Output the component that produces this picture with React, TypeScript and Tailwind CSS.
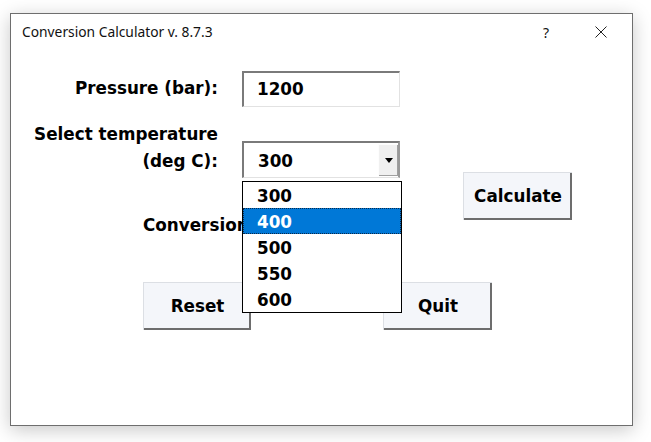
import React from "react";

const bold = { fontFamily: '"DejaVu Sans", sans-serif', fontWeight: 700 } as React.CSSProperties;

function Btn({ children, className = "" }: { children: React.ReactNode; className?: string }) {
  return (
    <div
      className={`flex items-center justify-center bg-[#f4f6fa] border-t border-l border-[#dcdfe4] shadow-[inset_-2px_-2px_0_#6d6d6d] text-[16.8px] text-black ${className}`}
      style={bold}
    >
      {children}
    </div>
  );
}

export default function App() {
  const items = ["300", "400", "500", "550", "600"];
  return (
    <div className="w-[651px] h-[442px] bg-white pl-[10px] pt-[13px]">
      <div className="relative w-[623px] h-[413px] border border-[#6e6e6e] bg-white shadow-[0_4px_18px_rgba(0,0,0,0.22)]">
        {/* title bar */}
        <div className="flex items-center h-[36px] pl-[11px] pr-[20px] text-[13.8px] text-[#111]" style={{ fontFamily: '"Noto Sans", sans-serif' }}>
          <span className="flex-1 pt-[1px]">Conversion Calculator v. 8.7.3</span>
          <span className="text-[14px] mr-[46px]">?</span>
          <svg width="12" height="12" viewBox="0 0 12 12" className="mr-[5px]">
            <path d="M0.5 0.5 L11.5 11.5 M11.5 0.5 L0.5 11.5" stroke="#222" strokeWidth="1" fill="none" />
          </svg>
        </div>

        {/* content */}
        <div className="flex flex-col">
          {/* Row 1 */}
          <div className="flex items-center mt-[21px] h-[36px]">
            <div className="w-[207px] text-right text-[16.8px] text-black" style={bold}>Pressure (bar):</div>
            <div className="ml-[24px] w-[158px] h-[36px] border-t-2 border-l-2 border-[#7a7a7a] border-r border-b border-r-[#e2e2e2] border-b-[#e2e2e2] flex items-center pl-[13px] text-[16.8px] text-black" style={bold}>
              1200
            </div>
          </div>

          {/* Row 2 */}
          <div className="flex mt-[14px]">
            <div className="w-[207px] text-right text-[16.8px] leading-[27px] text-black" style={bold}>
              <div>Select temperature</div>
              <div>(deg C):</div>
            </div>
            <div className="relative ml-[24px] mt-[20px] w-[158px] h-[37px] border-t-2 border-l-2 border-[#7a7a7a] border-r-2 border-b border-r-[#9a9a9a] border-b-[#e2e2e2] flex items-center">
              <span className="pl-[14px] pt-[3px] flex-1 text-[16.8px] text-black" style={bold}>300</span>
              <div className="w-[20px] h-[32px] bg-[#f0f0f0] border-l border-t border-[#fdfdfd] shadow-[inset_-1px_-1px_0_#a0a0a0] flex items-center justify-center">
                <svg width="8" height="5" viewBox="0 0 8 5">
                  <path d="M0 0 H8 L4 5 Z" fill="#000" />
                </svg>
              </div>
            </div>
          </div>

          {/* Row 3 */}
          <div className="flex items-start mt-[-6px] h-[64px]">
            <div className="w-[132px]" />
            <div className="mt-[43px] text-[16.8px] leading-[20px] text-black" style={bold}>Conversion</div>
            <div className="flex-1" />
            <Btn className="w-[109px] h-[48px] mr-[60px]">Calculate</Btn>
          </div>

          {/* Row 4 */}
          <div className="flex mt-[46px]">
            <Btn className="ml-[132px] w-[108px] h-[48px]">Reset</Btn>
            <Btn className="ml-[132px] w-[109px] h-[48px]">Quit</Btn>
          </div>
        </div>

        {/* dropdown list overlay */}
        <div className="absolute left-[231px] top-[167px] w-[160px] h-[132px] bg-white border border-black flex flex-col text-[16.8px]" style={bold}>
          {items.map((it) => (
            <div
              key={it}
              className={
                it === "400"
                  ? "h-[26px] flex items-center pl-[13px] pt-[3px] bg-[#0078d7] text-white border border-dotted border-[#0b2a4a]"
                  : "h-[26px] flex items-center pl-[14px] pt-[4px] text-black"
              }
            >
              {it}
            </div>
          ))}
        </div>
      </div>
    </div>
  );
}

■ ■ ■ ■

Collect the lines that hold "React".

§ **RESULT BELOW**:
Output the component that produces this picture with React, TypeScript and Tailwind CSS.
import React from "react";
const bold = { fontFamily: '"DejaVu Sans", sans-serif', fontWeight: 700 } as React.CSSProperties;
function Btn({ children, className = "" }: { children: React.ReactNode; className?: string }) {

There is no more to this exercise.